また、成長産業であるIT業界に入れたことも良かったです。

自分の給料というのは、自分の市場価値で決まるのではなく、自分が属している市場で決まります。

例えば、仕事に貴賤はありませんが誤解を恐れずに言うと、テスラ等の新興EVエンジニアとウェディングプランナーでは、前者の方が絶対に給料は高いですよね。

これは、電気自動車の市場が成長している一方で、コロナ下もあり結婚式の市場は衰退しているからです。

なぜ衰退市場では給料が低くなるのかと言うと、市場が衰退しているとその市場に属する一人頭の収益が減っていくからです。

衰退する市場でいくら自分が頑張っても、成長市場の会社ほど給料は高くならないんですよね。

仕事に貴賎はありません。

心からやりたい仕事を行うことは素晴らしいことです。

ただ、自ら衰退産業に足を踏み入れるなら、その現実を受け入れて覚悟することが必要です。

理想だけでは不幸になるからです。

私自身、大規模かつ今後も拡大するだろうIT業界に身を置けたことは、キャリア形成の観点からも良かったなと思います。

IT系メガベンチャーでのギャップ

1つ目の「給料が高い」という軸については、完全にズレていました。

当時の私は初任給だけで「給料の高さ」を判断していたのですが、実際の給料は、初任給だけでは決められないものでした。

なぜなら、「初任給」以外にも「昇給」「ボーナス」「福利厚生」といった考慮すべき点があったからです。

初任給こそ高かったものの、昇給の門が狭く、6〜7年働くならば大企業の方が給料は高いです。

また、ボーナスや福利厚生などを考慮すると、初任給も決して高くはありませんでした。

2つ目の「成長のための経験を積みたい」という軸については半分ズレていました。

大企業と比べたら若くして幅広い経験ができたため、大きな成長ができました。

しかし、一人前と認められるに従い、自分の市場価値の向上は鈍化してきました。

なぜかと言うと、仕事を追求すると求められるものが、汎用的なスキルから自社製品の理解度に変わっていったからです。

そのため、身に付くスキルがその会社でしか通用しないものになってしまいました。

ITコンサル志望が留意すべきこと

「ITコンサル」といっても、クライアントに合わせた提案をするため企業によって働き方は様々です。

例えば、外資か日系かという成り立ちの違いで働き方は変わります。

また、クライアントが民間企業なのか、はたまた官公庁なのかでも変わってきますね。

具体的には、官公庁は民間企業と比べて規制が多く、年齢層が高いという特徴があります。

そのため、プロジェクトではあらゆる制約を守ること、そして丁寧な対応や説明が必要です。

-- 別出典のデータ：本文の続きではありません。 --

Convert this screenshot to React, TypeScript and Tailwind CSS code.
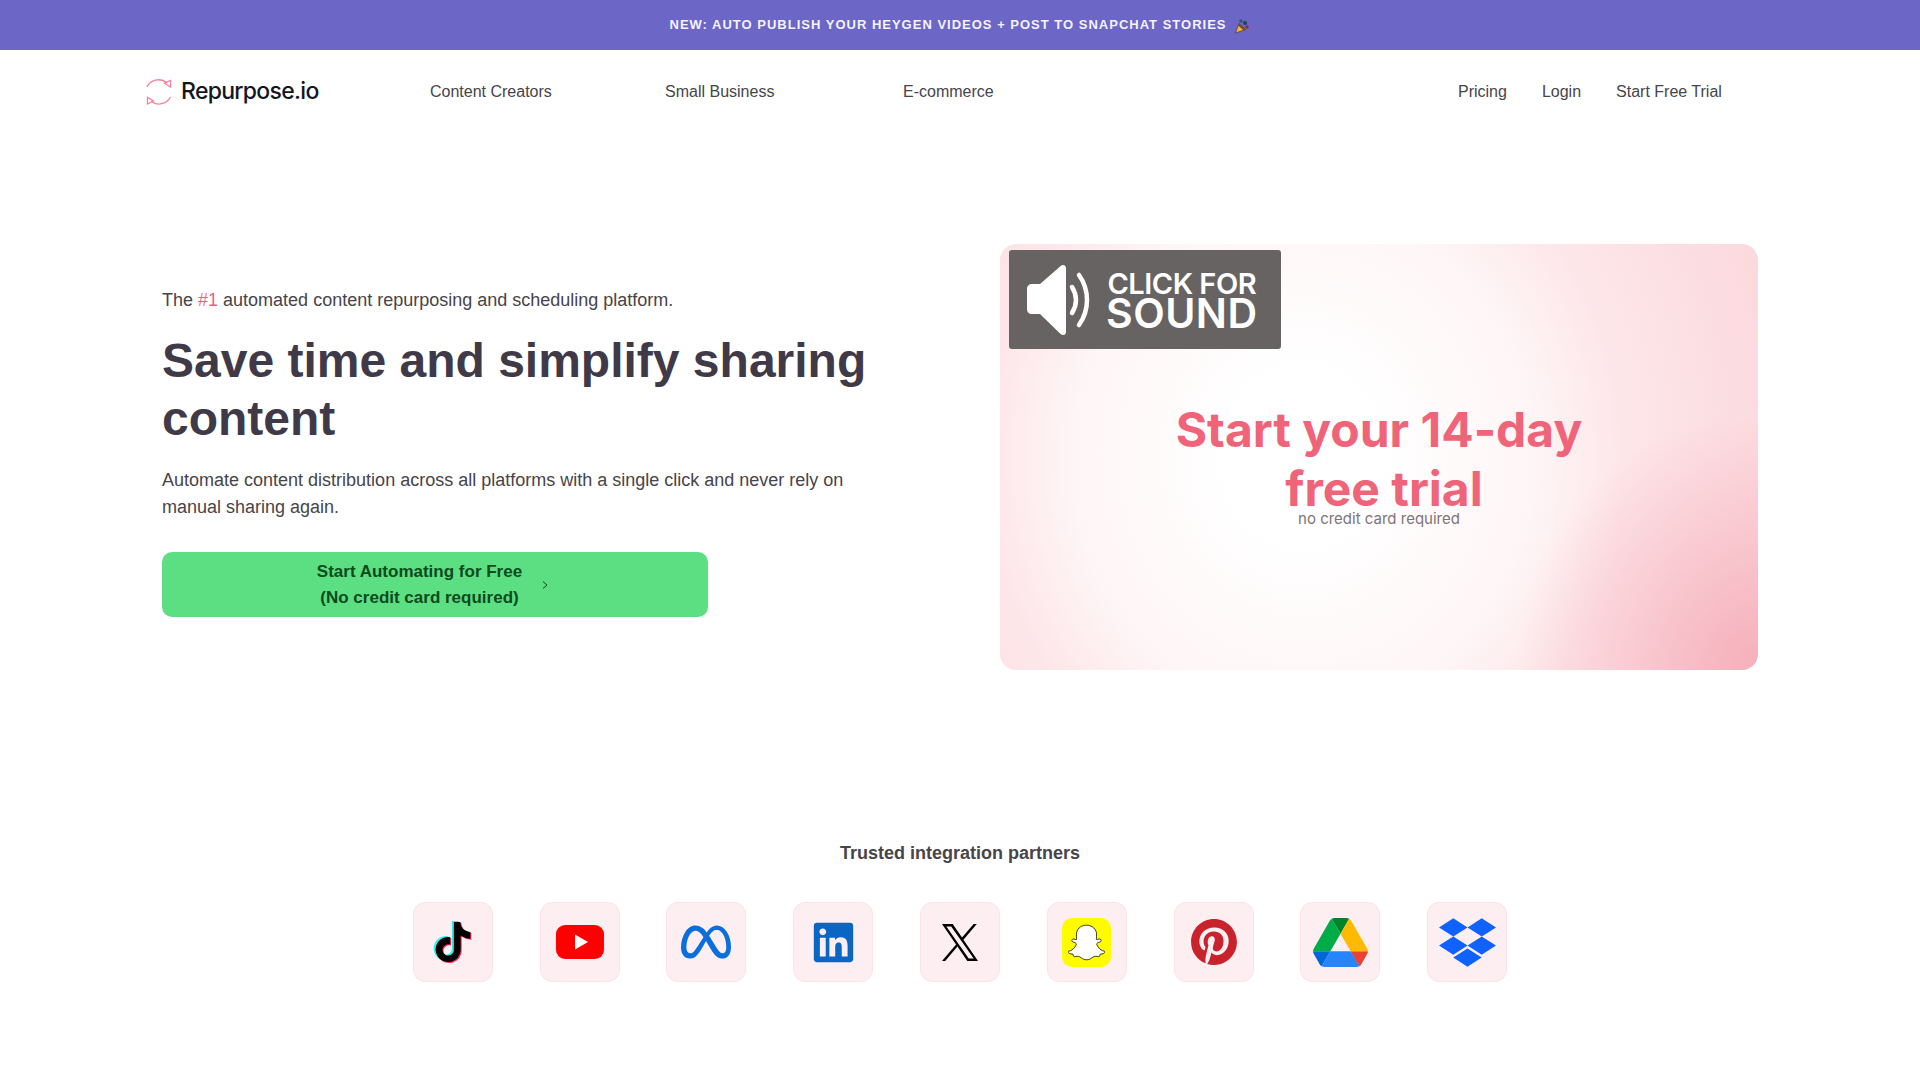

その結果、民間企業と比較するとプロジェクトのスピードは遅くなります。

ただ、このように企業ごとに異なる働き方や企業文化を就活時に正しく把握することって難しいんですよね。

むしろ重要なことは、先ほど説明した「成長産業か、衰退産業か」を考慮した業界選びです。

同じ業界内であれば転職は難しくないので、まずは「自分はどの業界に身を置くべきなのか」を真剣に考えてください。

学生へのアドバイス

学生のうちは、とにかく自分の興味を突き詰めてください。

社会人になると自由に使える時間が少なくなりますし、損得に囚われずに純粋な興味に従うことも減ってしまうからです。

例えば本を読む場合でも、興味ある本より自分の成長や利益に繋がる本を読むようになってしまいますね。

興味あることに取り組んだ上で、「なぜこれが好きなのか」「他人と何が違うから好きなのか」などの問いを立てましょう。

そうすることで、深い自己分析ができます。

なぜなら、興味を突き詰めた結果、他人との違いができ、自分の価値が生まれるからです。

学生のうちの貴重な時間を、是非自分のために使ってください。